The exercise:
Omit any picture, and return the remaining data exactly as written.

Data provided:
══════
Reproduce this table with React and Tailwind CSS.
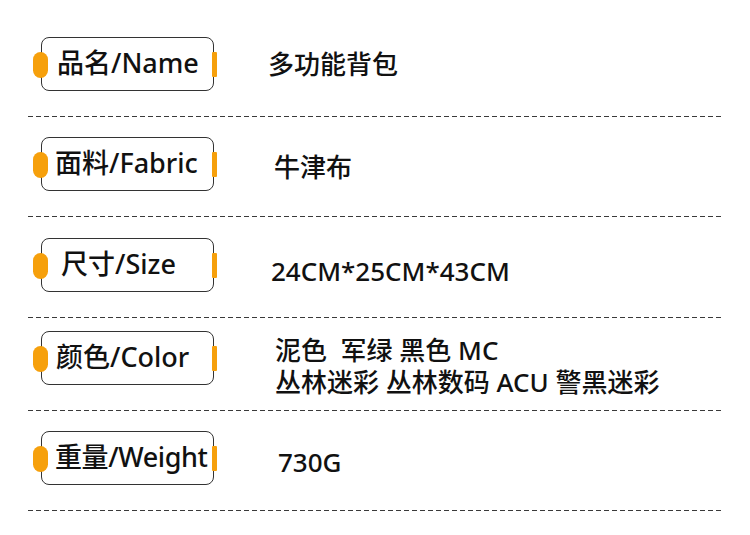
import React from "react";

const rows = [
  { label: "品名/Name", pl: "pl-[15px]", pt: "pt-[37px]", value: ["多功能背包"], ml: "ml-[54px]", mt: "mt-[11px]" },
  { label: "面料/Fabric", pl: "pl-[13px]", pt: "pt-[20px]", value: ["牛津布"], ml: "ml-[60px]", mt: "mt-[14px]" },
  { label: "尺寸/Size", pl: "pl-[19px]", pt: "pt-[21px]", value: ["24CM*25CM*43CM"], ml: "ml-[57px]", mt: "mt-[17px]" },
  {
    label: "颜色/Color",
    pl: "pl-[14px]",
    pt: "pt-[13px]",
    value: ["泥色\u00a0\u00a0军绿 黑色 MC", "丛林迷彩 丛林数码 ACU 警黑迷彩"],
    ml: "ml-[61px]",
    mt: "mt-[3px]",
  },
  { label: "重量/Weight", pl: "pl-[13px] tracking-[-0.4px]", pt: "pt-[20px]", value: ["730G"], ml: "ml-[64px]", mt: "mt-[15px]" },
];

const Divider = () => (
  <div className="ml-[28px] mr-[28px] h-px bg-[repeating-linear-gradient(90deg,#3a3a3a_0_5px,transparent_5px_8px)]" />
);

const Label = ({ text, pl }) => (
  <div
    className={`relative w-[173px] h-[54px] shrink-0 rounded-[8px] border border-[#333] bg-white flex items-center ${pl}`}
  >
    <span className="absolute left-[-9px] top-[14px] w-[15px] h-[26px] rounded-full bg-[#f6a00c]" />
    <span className="absolute right-[-4px] top-[14px] w-[5px] h-[25px] rounded-[1px] bg-[#f6a00c]" />
    <span className="text-[27px] leading-none text-[#111] whitespace-nowrap -translate-y-[2px]">{text}</span>
  </div>
);

export default function App() {
  return (
    <div
      className="w-[750px] h-[535px] bg-white overflow-hidden font-medium"
      style={{ fontFamily: '"Noto Sans", "Noto Sans CJK SC", sans-serif' }}
    >
      {rows.map((r) => (
        <div key={r.label}>
          <div className={`flex items-start pl-[41px] pb-[25px] ${r.pt}`}>
            <Label text={r.label} pl={r.pl} />
            <div className={`${r.ml} h-[54px] text-[26px] leading-[32px] text-[#111] whitespace-nowrap`}>
              <div className={r.mt}>
                {r.value.map((v) => (
                  <div key={v}>{v}</div>
                ))}
              </div>
            </div>
          </div>
          <Divider />
        </div>
      ))}
    </div>
  );
}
══════
Exercise result:
Reproduce this table with React and Tailwind CSS.
import React from "react";

const rows = [
  { label: "品名/Name", pl: "pl-[15px]", pt: "pt-[37px]", value: ["多功能背包"], ml: "ml-[54px]", mt: "mt-[11px]" },
  { label: "面料/Fabric", pl: "pl-[13px]", pt: "pt-[20px]", value: ["牛津布"], ml: "ml-[60px]", mt: "mt-[14px]" },
  { label: "尺寸/Size", pl: "pl-[19px]", pt: "pt-[21px]", value: ["24CM*25CM*43CM"], ml: "ml-[57px]", mt: "mt-[17px]" },
  {
    label: "颜色/Color",
    pl: "pl-[14px]",
    pt: "pt-[13px]",
    value: ["泥色\u00a0\u00a0军绿 黑色 MC", "丛林迷彩 丛林数码 ACU 警黑迷彩"],
    ml: "ml-[61px]",
    mt: "mt-[3px]",
  },
  { label: "重量/Weight", pl: "pl-[13px] tracking-[-0.4px]", pt: "pt-[20px]", value: ["730G"], ml: "ml-[64px]", mt: "mt-[15px]" },
];

const Divider = () => (
  <div className="ml-[28px] mr-[28px] h-px bg-[repeating-linear-gradient(90deg,#3a3a3a_0_5px,transparent_5px_8px)]" />
);

const Label = ({ text, pl }) => (
  <div
    className={`relative w-[173px] h-[54px] shrink-0 rounded-[8px] border border-[#333] bg-white flex items-center ${pl}`}
  >
    <span className="absolute left-[-9px] top-[14px] w-[15px] h-[26px] rounded-full bg-[#f6a00c]" />
    <span className="absolute right-[-4px] top-[14px] w-[5px] h-[25px] rounded-[1px] bg-[#f6a00c]" />
    <span className="text-[27px] leading-none text-[#111] whitespace-nowrap -translate-y-[2px]">{text}</span>
  </div>
);

export default function App() {
  return (
    <div
      className="w-[750px] h-[535px] bg-white overflow-hidden font-medium"
      style={{ fontFamily: '"Noto Sans", "Noto Sans CJK SC", sans-serif' }}
    >
      {rows.map((r) => (
        <div key={r.label}>
          <div className={`flex items-start pl-[41px] pb-[25px] ${r.pt}`}>
            <Label text={r.label} pl={r.pl} />
            <div className={`${r.ml} h-[54px] text-[26px] leading-[32px] text-[#111] whitespace-nowrap`}>
              <div className={r.mt}>
                {r.value.map((v) => (
                  <div key={v}>{v}</div>
                ))}
              </div>
            </div>
          </div>
          <Divider />
        </div>
      ))}
    </div>
  );
}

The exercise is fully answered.